Database Backup and Recovery Best Practices Teams Should Prove
Learn practical database backup and recovery habits for RPO, RTO, restore testing, retention, encryption, automation, monitoring, and incident readiness.
A backup is not real until restore works
Database backups are often treated as a checkbox. The job runs, a file appears, and everyone assumes the data is safe. That confidence is incomplete until the team has restored the backup and verified the restored data. Recovery is the outcome. Backup is only the input.
Start by defining RPO and RTO. Recovery Point Objective describes how much data loss the business can tolerate. Recovery Time Objective describes how quickly service must be restored. A small internal tool may tolerate hours. A payment system or healthcare platform may not. These targets shape backup frequency, replication, storage, automation, and response planning.
Use layered protection
Backups protect against deletion, corruption, bad deployments, ransomware, cloud failures, and human mistakes. Different risks need different layers. Point-in-time recovery can help with accidental writes. Snapshots can recover full systems. Logical exports can support migration or partial recovery. Replication can improve availability, but replication is not a backup because it may copy corruption or accidental deletion quickly.
Backups should be encrypted, access-controlled, monitored, and stored away from the primary failure domain. If the same compromised account can delete the database and all backups, recovery is fragile. Separate permissions and retention controls matter.
- Test restores on a schedule, not only during incidents.
- Monitor backup completion and alert on missing or failed backups.
- Protect backups with encryption and narrow access.
- Document recovery steps and keep them current.
Retention should match real needs
Keeping backups forever can be expensive and risky. Deleting backups too soon can violate business, legal, or recovery needs. Define retention by data type, compliance requirements, customer expectations, and operational usefulness. Some systems need short high-frequency backups and longer lower-frequency archives.
Privacy rules also matter. If users can request deletion, backup retention policies should be understood by legal and support teams. The recovery plan should not accidentally create a data governance problem.

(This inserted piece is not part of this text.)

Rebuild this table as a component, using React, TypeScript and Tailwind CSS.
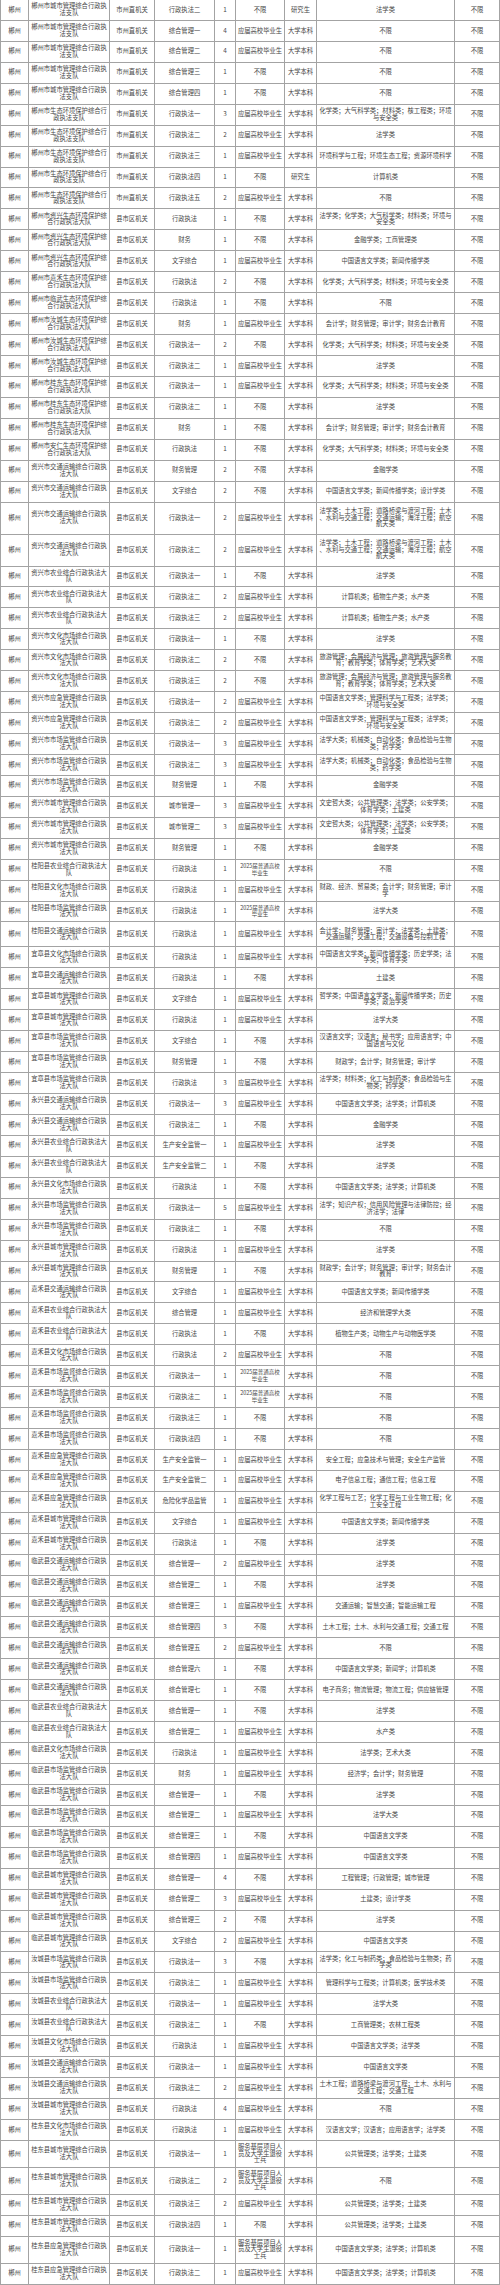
import React from "react";

// 列：地区 | 单位 | 层级 | 职位 | 人数 | 对象 | 学历 | 专业 | 其他
const COLS =
  "grid grid-cols-[29px_81px_45px_60px_21px_49px_32px_138px_45px]";

const SHORT: Record<string, string> = {
  S: "市州直机关",
  X: "县市区机关",
  U: "应届高校毕业生",
  G: "2025届普通高校\n毕业生",
  F: "服务基层项目人员及大学生退役士兵",
  B: "大学本科",
  Y: "研究生",
};

const HEIGHTS: Record<string, string> = {
  "": "h-[20.94px]",
  "25": "h-[25px]",
  "27": "h-[27px]",
  "32": "h-[32px]",
};

const ZX_SH = "郴州市资兴生态环境保护综合行政执法大队";
const RC_SH = "郴州市汝城生态环境保护综合行政执法大队";
const GD_SH = "郴州市桂东生态环境保护综合行政执法大队";
const SZ_SH = "郴州市生态环境保护综合行政执法支队";
const SZ_CG = "郴州市城市管理综合行政执法支队";

const RAW = [
  `${SZ_CG}|S|行政执法二|1|不限|Y|法学类`,
  `${SZ_CG}|S|综合管理一|4|U|B|不限`,
  `${SZ_CG}|S|综合管理二|4|U|B|不限`,
  `${SZ_CG}|S|综合管理三|1|不限|B|不限`,
  `${SZ_CG}|S|综合管理四|1|不限|B|不限`,
  `${SZ_SH}|S|行政执法一|3|U|B|化学类；大气科学类；材料类；核工程类；环境与安全类`,
  `${SZ_SH}|S|行政执法二|2|U|B|法学类`,
  `${SZ_SH}|S|行政执法三|1|U|B|环境科学与工程；环境生态工程；资源环境科学`,
  `${SZ_SH}|S|行政执法四|1|不限|Y|计算机类`,
  `${SZ_SH}|S|行政执法五|2|U|B|不限`,
  `${ZX_SH}|X|行政执法|1|不限|B|法学类；化学类；大气科学类；材料类；环境与安全类`,
  `${ZX_SH}|X|财务|1|不限|B|金融学类；工商管理类`,
  `${ZX_SH}|X|文字综合|1|U|B|中国语言文学类；新闻传播学类`,
  `郴州市嘉禾生态环境保护综合行政执法大队|X|行政执法|2|不限|B|化学类；大气科学类；材料类；环境与安全类`,
  `郴州市临武生态环境保护综合行政执法大队|X|行政执法|1|不限|B|不限`,
  `${RC_SH}|X|财务|1|U|B|会计学；财务管理；审计学；财务会计教育`,
  `${RC_SH}|X|行政执法一|2|不限|B|化学类；大气科学类；材料类；环境与安全类`,
  `${RC_SH}|X|行政执法二|1|U|B|法学类`,
  `${GD_SH}|X|行政执法一|1|U|B|化学类；大气科学类；材料类；环境与安全类`,
  `${GD_SH}|X|行政执法二|1|不限|B|法学类`,
  `${GD_SH}|X|财务|1|不限|B|会计学；财务管理；审计学；财务会计教育`,
  `郴州市安仁生态环境保护综合行政执法大队|X|行政执法|1|不限|B|化学类；大气科学类；材料类；环境与安全类`,
  `资兴市交通运输综合行政执法大队|X|财务管理|2|不限|B|金融学类`,
  `资兴市交通运输综合行政执法大队|X|文字综合|2|不限|B|中国语言文学类；新闻传播学类；设计学类`,
  `资兴市交通运输综合行政执法大队|X|行政执法一|2|U|B|法学类；土木工程；道路桥梁与渡河工程；土木、水利与交通工程；交通运输；海洋工程；航空航天类|32`,
  `资兴市交通运输综合行政执法大队|X|行政执法二|2|U|B|法学类；土木工程；道路桥梁与渡河工程；土木、水利与交通工程；交通运输；海洋工程；航空航天类|32`,
  `资兴市农业综合行政执法大队|X|行政执法一|1|不限|B|法学类`,
  `资兴市农业综合行政执法大队|X|行政执法二|2|U|B|计算机类；植物生产类；水产类`,
  `资兴市农业综合行政执法大队|X|行政执法三|2|U|B|计算机类；植物生产类；水产类`,
  `资兴市文化市场综合行政执法大队|X|行政执法一|1|不限|B|法学类`,
  `资兴市文化市场综合行政执法大队|X|行政执法二|2|不限|B|旅游管理；会展经济与管理；旅游管理与服务教育；教育学类；体育学类；艺术大类`,
  `资兴市文化市场综合行政执法大队|X|行政执法三|2|不限|B|旅游管理；会展经济与管理；旅游管理与服务教育；教育学类；体育学类；艺术大类`,
  `资兴市应急管理综合行政执法大队|X|行政执法一|2|U|B|中国语言文学类；管理科学与工程类；法学类；环境与安全类`,
  `资兴市应急管理综合行政执法大队|X|行政执法二|2|U|B|中国语言文学类；管理科学与工程类；法学类；环境与安全类`,
  `资兴市市场监管综合行政执法大队|X|行政执法一|3|U|B|法学大类；机械类；自动化类；食品检验与生物类；药学类`,
  `资兴市市场监管综合行政执法大队|X|行政执法二|3|U|B|法学大类；机械类；自动化类；食品检验与生物类；药学类`,
  `资兴市市场监管综合行政执法大队|X|财务管理|1|不限|B|金融学类`,
  `资兴市城市管理综合行政执法大队|X|城市管理一|3|U|B|文史哲大类；公共管理类；法学类；公安学类；体育学类；土建类`,
  `资兴市城市管理综合行政执法大队|X|城市管理二|3|U|B|文史哲大类；公共管理类；法学类；公安学类；体育学类；土建类`,
  `资兴市城市管理综合行政执法大队|X|财务管理|1|不限|B|金融学类`,
  `桂阳县农业综合行政执法大队|X|行政执法|1|G|B|不限`,
  `桂阳县文化市场综合行政执法大队|X|行政执法|1|U|B|财政、经济、贸易类；会计学；财务管理；审计学`,
  `桂阳县市场监管综合行政执法大队|X|行政执法|1|G|B|法学大类`,
  `桂阳县交通运输综合行政执法大队|X|行政执法|1|U|B|会计学；财务管理；审计学；法学类；土建类；交通运输；交通工程；交通设备与控制工程|25`,
  `宜章县文化市场综合行政执法大队|X|行政执法|1|U|B|中国语言文学类；新闻传播学类；历史学类；法学类；体育学类`,
  `宜章县交通运输综合行政执法大队|X|行政执法|1|不限|B|土建类`,
  `宜章县城市管理综合行政执法大队|X|文字综合|1|U|B|哲学类；中国语言文学类；新闻传播学类；历史学类；政治学类`,
  `宜章县城市管理综合行政执法大队|X|行政执法|1|U|B|法学大类`,
  `宜章县市场监管综合行政执法大队|X|文字综合|1|不限|B|汉语言文学；汉语言；秘书学；应用语言学；中国语言与文化`,
  `宜章县市场监管综合行政执法大队|X|财务管理|1|不限|B|财政学；会计学；财务管理；审计学`,
  `宜章县市场监管综合行政执法大队|X|行政执法|3|U|B|法学类；材料类；化工与制药类；食品检验与生物类；药学类`,
  `永兴县交通运输综合行政执法大队|X|行政执法一|3|U|B|中国语言文学类；法学类；计算机类`,
  `永兴县交通运输综合行政执法大队|X|行政执法二|1|不限|B|金融学类`,
  `永兴县农业综合行政执法大队|X|生产安全监管一|1|U|B|法学类`,
  `永兴县农业综合行政执法大队|X|生产安全监管二|1|不限|B|法学类`,
  `永兴县文化市场综合行政执法大队|X|行政执法|1|不限|B|中国语言文学类；法学类；计算机类`,
  `永兴县市场监管综合行政执法大队|X|行政执法一|5|U|B|法学；知识产权；信用风险管理与法律防控；经济法学；法律`,
  `永兴县市场监管综合行政执法大队|X|行政执法二|1|不限|B|不限`,
  `永兴县城市管理综合行政执法大队|X|行政执法|1|U|B|法学类`,
  `永兴县城市管理综合行政执法大队|X|财务管理|1|不限|B|财政学；会计学；财务管理；审计学；财务会计教育`,
  `嘉禾县交通运输综合行政执法大队|X|文字综合|1|U|B|中国语言文学类；新闻传播学类`,
  `嘉禾县农业综合行政执法大队|X|综合管理|1|U|B|经济和管理学大类`,
  `嘉禾县农业综合行政执法大队|X|行政执法|1|不限|B|植物生产类；动物生产与动物医学类`,
  `嘉禾县文化市场综合行政执法大队|X|行政执法|2|U|B|不限`,
  `嘉禾县市场监督综合行政执法大队|X|行政执法一|1|G|B|不限`,
  `嘉禾县市场监督综合行政执法大队|X|行政执法二|1|G|B|不限`,
  `嘉禾县市场监督综合行政执法大队|X|行政执法三|1|不限|B|不限`,
  `嘉禾县市场监督综合行政执法大队|X|行政执法四|1|不限|B|不限`,
  `嘉禾县应急管理综合行政执法大队|X|生产安全监管一|1|U|B|安全工程；应急技术与管理；安全生产监管`,
  `嘉禾县应急管理综合行政执法大队|X|生产安全监管二|1|U|B|电子信息工程；通信工程；信息工程`,
  `嘉禾县应急管理综合行政执法大队|X|危险化学品监管|1|U|B|化学工程与工艺；化学工程与工业生物工程；化工安全工程`,
  `嘉禾县城市管理综合行政执法大队|X|文字综合|1|U|B|中国语言文学类；新闻传播学类`,
  `嘉禾县城市管理综合行政执法大队|X|行政执法|1|不限|B|法学类`,
  `临武县交通运输综合行政执法大队|X|综合管理一|2|U|B|法学类`,
  `临武县交通运输综合行政执法大队|X|综合管理二|1|不限|B|法学类`,
  `临武县交通运输综合行政执法大队|X|综合管理三|1|U|B|交通运输；智慧交通；智能运输工程`,
  `临武县交通运输综合行政执法大队|X|综合管理四|3|不限|B|土木工程；土木、水利与交通工程；交通工程`,
  `临武县交通运输综合行政执法大队|X|综合管理五|2|U|B|不限`,
  `临武县交通运输综合行政执法大队|X|综合管理六|1|不限|B|中国语言文学类；新闻学；计算机类`,
  `临武县交通运输综合行政执法大队|X|综合管理七|1|不限|B|电子商务；物流管理；物流工程；供应链管理`,
  `临武县农业综合行政执法大队|X|综合管理一|1|不限|B|法学类`,
  `临武县农业综合行政执法大队|X|综合管理二|1|U|B|水产类`,
  `临武县文化市场综合行政执法大队|X|行政执法|1|U|B|法学类；艺术大类`,
  `临武县市场监管综合行政执法大队|X|财务|1|U|B|经济学；会计学；财务管理`,
  `临武县市场监管综合行政执法大队|X|综合管理一|1|不限|B|法学类`,
  `临武县市场监管综合行政执法大队|X|综合管理二|1|U|B|法学大类`,
  `临武县市场监管综合行政执法大队|X|综合管理三|1|不限|B|中国语言文学类`,
  `临武县市场监管综合行政执法大队|X|综合管理四|1|U|B|中国语言文学类`,
  `临武县城市管理综合行政执法大队|X|综合管理一|4|不限|B|工程管理；行政管理；城市管理`,
  `临武县城市管理综合行政执法大队|X|综合管理二|3|U|B|土建类；设计学类`,
  `临武县城市管理综合行政执法大队|X|综合管理三|2|不限|B|法学类`,
  `临武县城市管理综合行政执法大队|X|文字综合|2|U|B|中国语言文学类`,
  `汝城县市场监管综合行政执法大队|X|行政执法一|3|不限|B|法学类；化工与制药类；食品检验与生物类；药学类`,
  `汝城县市场监管综合行政执法大队|X|行政执法二|1|U|B|管理科学与工程类；计算机类；医学技术类`,
  `汝城县农业综合行政执法大队|X|行政执法一|1|U|B|法学大类`,
  `汝城县农业综合行政执法大队|X|行政执法二|1|不限|B|工商管理类；农林工程类`,
  `汝城县文化市场综合行政执法大队|X|行政执法|1|U|B|中国语言文学类；法学类`,
  `汝城县交通运输综合行政执法大队|X|行政执法一|1|U|B|中国语言文学类`,
  `汝城县交通运输综合行政执法大队|X|行政执法二|2|U|B|土木工程；道路桥梁与渡河工程；土木、水利与交通工程；交通工程`,
  `汝城县城市管理综合行政执法大队|X|行政执法|4|U|B|不限`,
  `桂东县文化市场综合行政执法大队|X|行政执法|1|U|B|汉语言文学；汉语言；应用语言学；法学类`,
  `桂东县城市管理综合行政执法大队|X|行政执法一|1|F|B|公共管理类；法学类；土建类|27`,
  `桂东县城市管理综合行政执法大队|X|行政执法二|2|F|B|不限|27`,
  `桂东县城市管理综合行政执法大队|X|行政执法三|2|U|B|公共管理类；法学类；土建类`,
  `桂东县城市管理综合行政执法大队|X|行政执法四|1|不限|B|公共管理类；法学类；土建类`,
  `桂东县应急管理综合行政执法大队|X|行政执法一|1|F|B|中国语言文学类；法学类；计算机类|27`,
  `桂东县应急管理综合行政执法大队|X|行政执法二|1|U|B|中国语言文学类；法学类；计算机类`,
];

const cell =
  "flex items-center justify-center text-center whitespace-pre-line border-r border-b border-[#a3a3a3] px-[1px] [line-break:anywhere]";

function Row({ line }: { line: string }) {
  const [org, level, post, num, source, edu, major, h = ""] = line.split("|");
  const fields = [
    "郴州",
    org,
    SHORT[level] ?? level,
    post,
    num,
    SHORT[source] ?? source,
    SHORT[edu] ?? edu,
    major,
    "不限",
  ];
  return (
    <div className={`${COLS} ${HEIGHTS[h]}`}>
      {fields.map((text, i) => {
        let cls = cell;
        if (i === 0) cls = `${cell} border-l`;
        // 2025届… 数字较宽，略缩小字号以免溢出
        if (i === 5 && source === "G") cls = `${cell} text-[5.5px]`;
        return (
          <div key={i} className={cls}>
            {text}
          </div>
        );
      })}
    </div>
  );
}

export default function App() {
  return (
    <div className="w-[500px] bg-white text-[#474747] text-[6.3px] leading-[6.7px] font-['Noto_Sans_CJK_SC','Noto_Sans_CJK_JP',sans-serif]">
      {RAW.map((line, i) => (
        <Row key={i} line={line} />
      ))}
    </div>
  );
}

Practice recovery like a production workflow
Recovery during an incident is stressful. Practice restores in non-production environments, measure how long they take, and record the exact steps. Include application configuration, secrets, DNS, queues, caches, and dependent services in the plan. A restored database is not useful if the application cannot safely connect to it.
Strong backup and recovery habits create calm. The team knows what data can be recovered, how long it will take, who has access, and how to prove the restored system is correct. That is the difference between hoping backups work and knowing they do.
Include application verification
A database restore is not complete until the application can use it correctly. After recovery, verify login, critical reads, writes, background jobs, reports, and integrations. Some restore problems appear only when application code touches restored sequences, permissions, indexes, or external references. Recovery drills should include these checks.